## Start Material provided

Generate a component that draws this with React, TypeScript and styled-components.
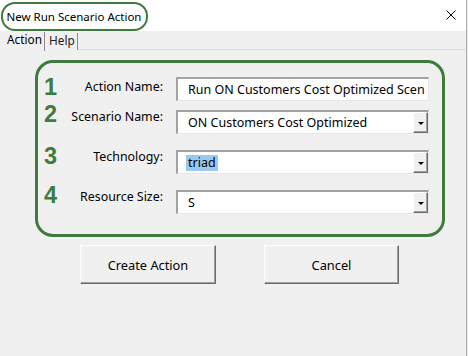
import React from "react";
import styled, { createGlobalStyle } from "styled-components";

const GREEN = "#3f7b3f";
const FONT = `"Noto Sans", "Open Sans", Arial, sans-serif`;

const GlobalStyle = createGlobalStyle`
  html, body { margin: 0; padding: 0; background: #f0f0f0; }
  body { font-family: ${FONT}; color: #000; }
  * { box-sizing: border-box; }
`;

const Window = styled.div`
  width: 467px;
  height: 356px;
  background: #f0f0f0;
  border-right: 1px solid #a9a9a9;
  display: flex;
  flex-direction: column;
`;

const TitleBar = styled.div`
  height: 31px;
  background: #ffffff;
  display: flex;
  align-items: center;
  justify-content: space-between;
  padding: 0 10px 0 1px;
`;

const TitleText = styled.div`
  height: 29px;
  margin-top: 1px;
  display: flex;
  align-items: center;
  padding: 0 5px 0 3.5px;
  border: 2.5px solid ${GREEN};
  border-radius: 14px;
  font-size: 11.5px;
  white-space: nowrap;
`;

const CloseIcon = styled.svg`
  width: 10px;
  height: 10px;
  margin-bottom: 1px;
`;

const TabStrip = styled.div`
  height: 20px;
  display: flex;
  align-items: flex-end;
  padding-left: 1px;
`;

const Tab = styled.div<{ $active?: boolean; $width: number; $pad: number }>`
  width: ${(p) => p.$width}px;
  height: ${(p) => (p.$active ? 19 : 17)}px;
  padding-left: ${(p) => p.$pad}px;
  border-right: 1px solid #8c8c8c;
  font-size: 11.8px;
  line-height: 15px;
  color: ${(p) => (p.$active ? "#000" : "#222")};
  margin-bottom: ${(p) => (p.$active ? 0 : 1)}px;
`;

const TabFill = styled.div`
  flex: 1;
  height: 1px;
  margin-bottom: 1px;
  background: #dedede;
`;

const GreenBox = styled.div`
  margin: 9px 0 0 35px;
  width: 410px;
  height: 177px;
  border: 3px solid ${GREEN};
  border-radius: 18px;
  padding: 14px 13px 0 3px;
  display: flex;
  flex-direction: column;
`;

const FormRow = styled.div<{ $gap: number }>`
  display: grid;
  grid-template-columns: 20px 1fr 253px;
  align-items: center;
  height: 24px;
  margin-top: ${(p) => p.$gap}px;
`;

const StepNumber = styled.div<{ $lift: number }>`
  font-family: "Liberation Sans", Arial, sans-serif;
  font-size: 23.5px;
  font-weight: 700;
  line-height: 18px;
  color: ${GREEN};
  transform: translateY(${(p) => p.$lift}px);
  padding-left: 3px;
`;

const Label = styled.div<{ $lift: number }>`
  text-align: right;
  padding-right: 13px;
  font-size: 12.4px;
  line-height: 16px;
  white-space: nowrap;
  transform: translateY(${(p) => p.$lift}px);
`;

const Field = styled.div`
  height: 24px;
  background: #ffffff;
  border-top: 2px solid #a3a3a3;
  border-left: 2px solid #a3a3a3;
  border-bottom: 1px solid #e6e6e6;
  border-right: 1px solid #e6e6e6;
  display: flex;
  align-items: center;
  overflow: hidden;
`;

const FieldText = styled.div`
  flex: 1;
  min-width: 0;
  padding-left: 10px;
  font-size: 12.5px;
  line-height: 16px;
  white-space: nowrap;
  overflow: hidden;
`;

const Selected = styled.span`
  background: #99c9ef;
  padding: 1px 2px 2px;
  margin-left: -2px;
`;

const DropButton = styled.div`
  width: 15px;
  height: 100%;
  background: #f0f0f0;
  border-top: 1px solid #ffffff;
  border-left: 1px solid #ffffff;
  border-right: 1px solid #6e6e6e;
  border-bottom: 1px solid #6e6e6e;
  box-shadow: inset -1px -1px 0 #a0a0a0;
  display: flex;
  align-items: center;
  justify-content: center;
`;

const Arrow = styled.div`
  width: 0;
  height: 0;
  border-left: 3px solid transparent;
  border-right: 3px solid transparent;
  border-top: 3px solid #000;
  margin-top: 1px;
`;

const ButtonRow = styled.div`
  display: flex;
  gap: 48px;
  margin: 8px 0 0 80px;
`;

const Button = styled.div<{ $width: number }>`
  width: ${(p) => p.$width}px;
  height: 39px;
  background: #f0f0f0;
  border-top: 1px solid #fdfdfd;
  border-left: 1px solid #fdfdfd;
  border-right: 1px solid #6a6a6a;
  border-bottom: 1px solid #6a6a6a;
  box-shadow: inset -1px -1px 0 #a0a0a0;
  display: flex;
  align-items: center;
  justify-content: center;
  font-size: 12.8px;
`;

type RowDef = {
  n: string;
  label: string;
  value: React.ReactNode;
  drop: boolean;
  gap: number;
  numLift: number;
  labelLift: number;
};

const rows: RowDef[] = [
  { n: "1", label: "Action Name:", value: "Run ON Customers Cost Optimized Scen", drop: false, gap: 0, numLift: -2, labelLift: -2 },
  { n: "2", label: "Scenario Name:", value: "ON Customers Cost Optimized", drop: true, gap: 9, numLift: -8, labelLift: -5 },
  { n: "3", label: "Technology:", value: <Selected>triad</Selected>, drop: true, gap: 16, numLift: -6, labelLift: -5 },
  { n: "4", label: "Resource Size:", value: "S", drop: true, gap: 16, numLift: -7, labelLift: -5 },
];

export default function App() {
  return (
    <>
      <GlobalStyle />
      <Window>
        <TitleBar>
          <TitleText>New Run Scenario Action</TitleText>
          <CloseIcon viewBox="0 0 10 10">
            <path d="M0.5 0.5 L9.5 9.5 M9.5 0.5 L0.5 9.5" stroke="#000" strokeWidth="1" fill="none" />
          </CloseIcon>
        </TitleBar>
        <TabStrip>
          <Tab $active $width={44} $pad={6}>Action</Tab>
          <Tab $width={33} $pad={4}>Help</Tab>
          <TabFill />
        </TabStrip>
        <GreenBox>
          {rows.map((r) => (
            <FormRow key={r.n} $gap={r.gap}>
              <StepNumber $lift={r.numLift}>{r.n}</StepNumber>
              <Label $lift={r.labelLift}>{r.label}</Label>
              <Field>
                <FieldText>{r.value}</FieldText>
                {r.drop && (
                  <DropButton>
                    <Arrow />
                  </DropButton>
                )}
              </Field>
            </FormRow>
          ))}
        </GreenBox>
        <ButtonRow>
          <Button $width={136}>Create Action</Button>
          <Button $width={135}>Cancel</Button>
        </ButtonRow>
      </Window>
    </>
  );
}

## End Material provided

Exercise directions: Leave out all pictures, then copy the remaining material exactly.

The solution:
Generate a component that draws this with React, TypeScript and styled-components.
import React from "react";
import styled, { createGlobalStyle } from "styled-components";

const GREEN = "#3f7b3f";
const FONT = `"Noto Sans", "Open Sans", Arial, sans-serif`;

const GlobalStyle = createGlobalStyle`
  html, body { margin: 0; padding: 0; background: #f0f0f0; }
  body { font-family: ${FONT}; color: #000; }
  * { box-sizing: border-box; }
`;

const Window = styled.div`
  width: 467px;
  height: 356px;
  background: #f0f0f0;
  border-right: 1px solid #a9a9a9;
  display: flex;
  flex-direction: column;
`;

const TitleBar = styled.div`
  height: 31px;
  background: #ffffff;
  display: flex;
  align-items: center;
  justify-content: space-between;
  padding: 0 10px 0 1px;
`;

const TitleText = styled.div`
  height: 29px;
  margin-top: 1px;
  display: flex;
  align-items: center;
  padding: 0 5px 0 3.5px;
  border: 2.5px solid ${GREEN};
  border-radius: 14px;
  font-size: 11.5px;
  white-space: nowrap;
`;

const CloseIcon = styled.svg`
  width: 10px;
  height: 10px;
  margin-bottom: 1px;
`;

const TabStrip = styled.div`
  height: 20px;
  display: flex;
  align-items: flex-end;
  padding-left: 1px;
`;

const Tab = styled.div<{ $active?: boolean; $width: number; $pad: number }>`
  width: ${(p) => p.$width}px;
  height: ${(p) => (p.$active ? 19 : 17)}px;
  padding-left: ${(p) => p.$pad}px;
  border-right: 1px solid #8c8c8c;
  font-size: 11.8px;
  line-height: 15px;
  color: ${(p) => (p.$active ? "#000" : "#222")};
  margin-bottom: ${(p) => (p.$active ? 0 : 1)}px;
`;

const TabFill = styled.div`
  flex: 1;
  height: 1px;
  margin-bottom: 1px;
  background: #dedede;
`;

const GreenBox = styled.div`
  margin: 9px 0 0 35px;
  width: 410px;
  height: 177px;
  border: 3px solid ${GREEN};
  border-radius: 18px;
  padding: 14px 13px 0 3px;
  display: flex;
  flex-direction: column;
`;

const FormRow = styled.div<{ $gap: number }>`
  display: grid;
  grid-template-columns: 20px 1fr 253px;
  align-items: center;
  height: 24px;
  margin-top: ${(p) => p.$gap}px;
`;

const StepNumber = styled.div<{ $lift: number }>`
  font-family: "Liberation Sans", Arial, sans-serif;
  font-size: 23.5px;
  font-weight: 700;
  line-height: 18px;
  color: ${GREEN};
  transform: translateY(${(p) => p.$lift}px);
  padding-left: 3px;
`;

const Label = styled.div<{ $lift: number }>`
  text-align: right;
  padding-right: 13px;
  font-size: 12.4px;
  line-height: 16px;
  white-space: nowrap;
  transform: translateY(${(p) => p.$lift}px);
`;

const Field = styled.div`
  height: 24px;
  background: #ffffff;
  border-top: 2px solid #a3a3a3;
  border-left: 2px solid #a3a3a3;
  border-bottom: 1px solid #e6e6e6;
  border-right: 1px solid #e6e6e6;
  display: flex;
  align-items: center;
  overflow: hidden;
`;

const FieldText = styled.div`
  flex: 1;
  min-width: 0;
  padding-left: 10px;
  font-size: 12.5px;
  line-height: 16px;
  white-space: nowrap;
  overflow: hidden;
`;

const Selected = styled.span`
  background: #99c9ef;
  padding: 1px 2px 2px;
  margin-left: -2px;
`;

const DropButton = styled.div`
  width: 15px;
  height: 100%;
  background: #f0f0f0;
  border-top: 1px solid #ffffff;
  border-left: 1px solid #ffffff;
  border-right: 1px solid #6e6e6e;
  border-bottom: 1px solid #6e6e6e;
  box-shadow: inset -1px -1px 0 #a0a0a0;
  display: flex;
  align-items: center;
  justify-content: center;
`;

const Arrow = styled.div`
  width: 0;
  height: 0;
  border-left: 3px solid transparent;
  border-right: 3px solid transparent;
  border-top: 3px solid #000;
  margin-top: 1px;
`;

const ButtonRow = styled.div`
  display: flex;
  gap: 48px;
  margin: 8px 0 0 80px;
`;

const Button = styled.div<{ $width: number }>`
  width: ${(p) => p.$width}px;
  height: 39px;
  background: #f0f0f0;
  border-top: 1px solid #fdfdfd;
  border-left: 1px solid #fdfdfd;
  border-right: 1px solid #6a6a6a;
  border-bottom: 1px solid #6a6a6a;
  box-shadow: inset -1px -1px 0 #a0a0a0;
  display: flex;
  align-items: center;
  justify-content: center;
  font-size: 12.8px;
`;

type RowDef = {
  n: string;
  label: string;
  value: React.ReactNode;
  drop: boolean;
  gap: number;
  numLift: number;
  labelLift: number;
};

const rows: RowDef[] = [
  { n: "1", label: "Action Name:", value: "Run ON Customers Cost Optimized Scen", drop: false, gap: 0, numLift: -2, labelLift: -2 },
  { n: "2", label: "Scenario Name:", value: "ON Customers Cost Optimized", drop: true, gap: 9, numLift: -8, labelLift: -5 },
  { n: "3", label: "Technology:", value: <Selected>triad</Selected>, drop: true, gap: 16, numLift: -6, labelLift: -5 },
  { n: "4", label: "Resource Size:", value: "S", drop: true, gap: 16, numLift: -7, labelLift: -5 },
];

export default function App() {
  return (
    <>
      <GlobalStyle />
      <Window>
        <TitleBar>
          <TitleText>New Run Scenario Action</TitleText>
          <CloseIcon viewBox="0 0 10 10">
            <path d="M0.5 0.5 L9.5 9.5 M9.5 0.5 L0.5 9.5" stroke="#000" strokeWidth="1" fill="none" />
          </CloseIcon>
        </TitleBar>
        <TabStrip>
          <Tab $active $width={44} $pad={6}>Action</Tab>
          <Tab $width={33} $pad={4}>Help</Tab>
          <TabFill />
        </TabStrip>
        <GreenBox>
          {rows.map((r) => (
            <FormRow key={r.n} $gap={r.gap}>
              <StepNumber $lift={r.numLift}>{r.n}</StepNumber>
              <Label $lift={r.labelLift}>{r.label}</Label>
              <Field>
                <FieldText>{r.value}</FieldText>
                {r.drop && (
                  <DropButton>
                    <Arrow />
                  </DropButton>
                )}
              </Field>
            </FormRow>
          ))}
        </GreenBox>
        <ButtonRow>
          <Button $width={136}>Create Action</Button>
          <Button $width={135}>Cancel</Button>
        </ButtonRow>
      </Window>
    </>
  );
}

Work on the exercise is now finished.